Weekly Market Commentary: October 8-14, 2023
Markets Quietly Come Back
Despite the conflict in Israel, markets rallied early last week, and the potential for added turmoil in the Middle East had not had any measurable impact on the markets through the middle of the week. The Producer Price Index (PPI) numbers came in hotter than expected on Wednesday, which also didn’t faze the markets — but they’d had enough by Thursday, even though the latest core Consumer Price Index (CPI) report was below expectations.
The problem? Core CPI is the Federal Reserve’s preferred measure of inflation, but regular ol’ CPI rose and wages were soft. Plus, the realization of what Israel will need to do to rid the world of Hamas and the potential for a wider conflict sent markets tumbling. Things settled down somewhat on Friday while markets drifted downward, yet we somehow managed to end the week with a gain despite the geopolitics and inflation data.
We had dipped as low as 4,229 on the S&P 500 on Oct. 3, but last week we closed up slightly at 4,328. It appears the slide has ended for now, but the Middle East situation could have such an outsized impact that even if the Fed backs off, markets might hardly notice.
We talk a lot about the possibility of an unforeseen event dominating markets when we try to estimate what direction they will go. Usually, those events are geopolitical and completely unexpected, making it even more imperative to properly control the things we can: things like a functioning government, responsible fiscal policy, low inflation, affordable and abundant energy, plus happy and thriving consumers. Then if we do get blindsided, we can keep functioning even though recovery may be difficult.
We have a lot of manufactured, self-inflicted problems this time around, and less room on our financial and emotional shelves to deal with yet another major crisis. The Israel-Hamas situation could potentially get bigger and uglier quickly, and markets may not handle it well given what is already on our plate.
Fed Signals Dovishness
The minutes of the last Fed meeting were released last week and revealed the Fed was inclined to delay additional rate increases. According to a Reuters article: “Rising Treasury yields in recent months may be doing some of the U.S. central bank’s work for it, Dallas Fed President Lorie Logan and Fed Governor Christopher Waller have argued, preventing any urgent need for another rate hike.”

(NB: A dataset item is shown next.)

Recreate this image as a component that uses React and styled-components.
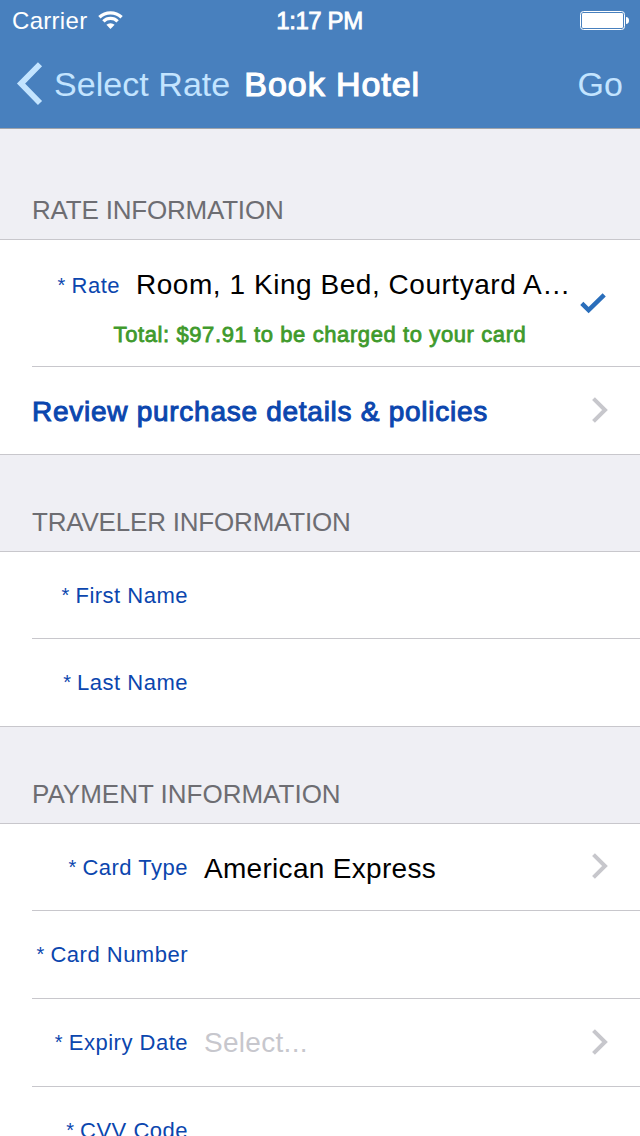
import React from 'react'
import styled, { createGlobalStyle } from 'styled-components';

const BackIcon = () => (
    <svg width="28" height="44" viewBox="0 0 28 44">
        <path d="M24 2.3 L5 21.6 L24 41" fill="none" stroke="#c3e4ff" strokeWidth="5.8" />
    </svg>
)

const WifiIcon = () => (
    <svg width="26" height="19" viewBox="0 0 26 19">
        <g fill="none" stroke="#fff" strokeWidth="3.3">
            <path d="M1.4 6.2 A16.2 16.2 0 0 1 23.6 6.2" />
            <path d="M5.4 10.4 A10 10 0 0 1 19.6 10.4" />
        </g>
        <path d="M12.5 18 L8.4 13.8 A6.2 6.2 0 0 1 16.6 13.8 Z" fill="#fff" />
    </svg>
)

const BatteryIcon = () => (
    <svg width="50" height="20" viewBox="0 0 50 20">
        <rect x="0.5" y="0.5" width="44" height="18" rx="3" fill="none" stroke="#fff" />
        <rect x="2" y="2" width="41" height="15" rx="1.2" fill="#fff" />
        <path d="M46 6 Q49 6.4 49 9.5 Q49 12.6 46 13 Z" fill="#fff" />
    </svg>
)

const CheckIcon = () => (
    <svg width="28" height="24" viewBox="0 0 28 24">
        <path d="M1.8 11.4 L8.6 18 L24.2 2.8" fill="none" stroke="#2a6ebb" strokeWidth="4.5" />
    </svg>
)

const ChevronIcon = () => (
    <Chevron width="16" height="26" viewBox="0 0 16 26">
        <path d="M1.5 1.6 L13 13 L1.5 24.4" fill="none" stroke="#c7c7cc" strokeWidth="4" />
    </Chevron>
)

const FieldLabel = ({ children, width }) => (
    <Label $width={width}><Star>*</Star> {children}</Label>
)

const Field = ({ label, value, placeholder, arrow }) => (
    <Row>
        <FieldLabel>{label}</FieldLabel>
        <Value $muted={!value}>{value || placeholder}</Value>
        {arrow && <ChevronIcon />}
    </Row>
)

const App = () => {
    return (
        <Screen>
            <GlobalStyle />
            <Header>
                <StatusBar>
                    <Carrier>Carrier <WifiIcon /></Carrier>
                    <Clock>1:17 PM</Clock>
                    <Battery><BatteryIcon /></Battery>
                </StatusBar>
                <NavBar>
                    <BackIcon />
                    <NavLink>Select Rate</NavLink>
                    <Title>Book Hotel</Title>
                    <NavLink>Go</NavLink>
                </NavBar>
            </Header>

            <SectionTitle $height={111} $spacing={-0.2}>RATE INFORMATION</SectionTitle>
            <Group>
                <RateRow>
                    <RateLine>
                        <FieldLabel width={88}>Rate</FieldLabel>
                        <Value $spacing={0.54}>Room, 1 King Bed, Courtyard A…</Value>
                    </RateLine>
                    <CheckSlot><CheckIcon /></CheckSlot>
                    <Total>Total: $97.91 to be charged to your card</Total>
                </RateRow>
                <Row>
                    <ReviewLink>Review purchase details &amp; policies</ReviewLink>
                    <ChevronIcon />
                </Row>
            </Group>

            <SectionTitle $spacing={-0.2}>TRAVELER INFORMATION</SectionTitle>
            <Group>
                <Field label="First Name" />
                <Field label="Last Name" />
            </Group>

            <SectionTitle>PAYMENT INFORMATION</SectionTitle>
            <Group>
                <Field label="Card Type" value="American Express" arrow />
                <Field label="Card Number" />
                <Field label="Expiry Date" placeholder="Select..." arrow />
                <Field label="CVV Code" />
            </Group>
        </Screen>
    )
}

export default App;

const GlobalStyle = createGlobalStyle`
    * {
        box-sizing: border-box;
    }
    body {
        margin: 0;
        overflow: hidden;
        font-family: "Liberation Sans", Arial, sans-serif;
    }
    svg {
        display: block;
        flex: none;
    }
`

const Screen = styled.div`
    width: 640px;
    height: 1136px;
    overflow: hidden;
    background: #efeff4;
`

const Header = styled.div`
    height: 129px;
    background: #4880be;
    border-bottom: 1px solid #a0a4ab;
    color: #fff;
`

const StatusBar = styled.div`
    display: grid;
    grid-template-columns: 1fr auto 1fr;
    height: 40px;
    padding: 1px 10px 0 12px;
    align-items: center;
    font-size: 24px;
    line-height: 40px;
`

const Carrier = styled.div`
    display: flex;
    align-items: center;
    gap: 11px;
    letter-spacing: 0.3px;

    svg {
        margin-bottom: 1px;
    }
`

const Clock = styled.div`
    margin-right: 3px;
    letter-spacing: -0.4px;
    -webkit-text-stroke: 0.8px #fff;
`

const Battery = styled.div`
    display: flex;
    justify-content: flex-end;
`

const NavBar = styled.div`
    display: flex;
    align-items: center;
    height: 88px;
    padding: 0 17px 0 16px;
    font-size: 34px;
`

const NavLink = styled.a`
    margin-left: 10px;
    color: #c3e4ff;
    letter-spacing: 0.05px;
`

const Title = styled.div`
    flex: 1;
    margin-left: 14px;
    letter-spacing: 0.95px;
    -webkit-text-stroke: 1.2px #fff;
`

const SectionTitle = styled.div`
    display: flex;
    align-items: flex-end;
    height: ${(props) => props.$height || 97}px;
    padding: 0 32px 14px;
    border-bottom: 1px solid #c8c7cc;
    color: #6d6d72;
    font-size: 26px;
    letter-spacing: ${(props) => props.$spacing || 0}px;
    line-height: 30px;
`

const Group = styled.div`
    background: #fff;
    border-bottom: 1px solid #c8c7cc;
`

const Label = styled.div`
    width: ${(props) => props.$width || 156}px;
    margin-right: 16px;
    color: #0b46ae;
    font-size: 22px;
    letter-spacing: 0.5px;
    line-height: 26px;
    text-align: right;
    white-space: nowrap;
`

const Star = styled.span`
    font-size: 20px;
    line-height: 1;
    letter-spacing: -0.5px;
    vertical-align: 1px;
`

const Value = styled.div`
    flex: 1;
    padding-top: 1px;
    color: ${(props) => (props.$muted ? '#c7c7cd' : '#000')};
    font-size: 28px;
    letter-spacing: ${(props) => props.$spacing || 0.3}px;
    white-space: nowrap;
`

const Chevron = styled.svg`
    margin-bottom: 2px;
`

const ReviewLink = styled.a`
    flex: 1;
    padding-top: 2px;
    color: #0b46ae;
    font-size: 28px;
    letter-spacing: 0.73px;
    -webkit-text-stroke: 1px #0b46ae;
`

const Row = styled.div`
    display: flex;
    align-items: center;
    height: 88px;
    margin-left: 32px;
    padding-right: 32px;
    border-bottom: 1px solid #c8c7cc;

    &:last-child {
        height: 87px;
        border-bottom: none;
    }
    &:first-child {
        height: 87px;
    }
    &:first-child ${Label} {
        padding-top: 1px;
    }
    &:first-child ${Value} {
        padding-top: 3px;
    }
`

const RateRow = styled.div`
    display: grid;
    grid-template-columns: 548px 1fr;
    grid-template-rows: 76px 1fr;
    height: 127px;
    margin-left: 32px;
    border-bottom: 1px solid #c8c7cc;
`

const RateLine = styled.div`
    display: flex;
    align-items: center;
    height: 89px;

    ${Label} {
        padding-top: 2px;
    }
    ${Value} {
        padding-top: 0;
    }
`

const CheckSlot = styled.div`
    padding-top: 52px;
`

const Total = styled.div`
    grid-column: 1 / -1;
    padding: 6px 32px 0 0;
    color: #3f9a2c;
    font-size: 22px;
    letter-spacing: 0.6px;
    line-height: 26px;
    text-align: center;
    -webkit-text-stroke: 0.8px #3f9a2c;
`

The minutes also showed the talk was more about the potential of additional increases driving the economy. The PPI data wasn’t hot enough to derail that talk, and that seemed to be enough to keep markets happy through the end of Wednesday. But reality finally caught up with markets on Thursday, as the CPI came in at 3.7% after bottoming out in June at 3%. The Fed’s preferred Core CPI dropped to 4.1%; the continued decline is enough to keep the Fed idle, but it underscores what we’ve noted before about the difficulty of taking inflation from 3%-4% to 2%.
Now Fed leaders are faced with the realization that if they move further, they could break something. But if they do nothing, inflation and rates will remain at these levels, ultimately strangling the economy. And if they lower rates while inflation is elevated, it could restart the inflationary cycle. All this rate posturing might seem really important at the moment (and if there’s nothing else out there it clearly will dominate the market’s conversations), but we know the asymmetrical effect of the conflict in the Middle East if it expands beyond just Israel and Hamas. If the conflict spills over and engulfs the region, the last thing we will be worrying about is interest rates. This isn’t a pleasant place to be, but at least the markets gave us some relief as we finished up last week.
Coming this Week
Lots of Fed officials are hitting the speaking circuit this week. Philadelphia Fed leader Patrick Harker will speak almost every day, while John Williams will discuss monetary policy on Tuesday and Wednesday. Raphael Bostic and Austan Goolsbee will chip in with their view on Thursday, while Loretta Mester of the Cleveland Fed will finish off the week. It will be interesting to see how aligned these individuals will be with what we saw in last week’s minutes. How open are they to stopping rate increases, and what will their timing be?
There won’t be one major driver from a data perspective this week, but we will have a smattering of insights. We’ll see retail sales, industrial production, business inventories and the housing market index on Tuesday. Mortgage applications, housing starts and the Fed’s Beige Book will be reported on Wednesday. Then on Thursday, we’ll get jobless claims, the Philly Fed, existing home sales, leading indicators and the Fed balance sheet. Plus, there will be bond auctions all week, so there’s a chance for some excitement there.
Earnings season has started and that, along with any new developments in Israel, will probably have an impact on markets all week.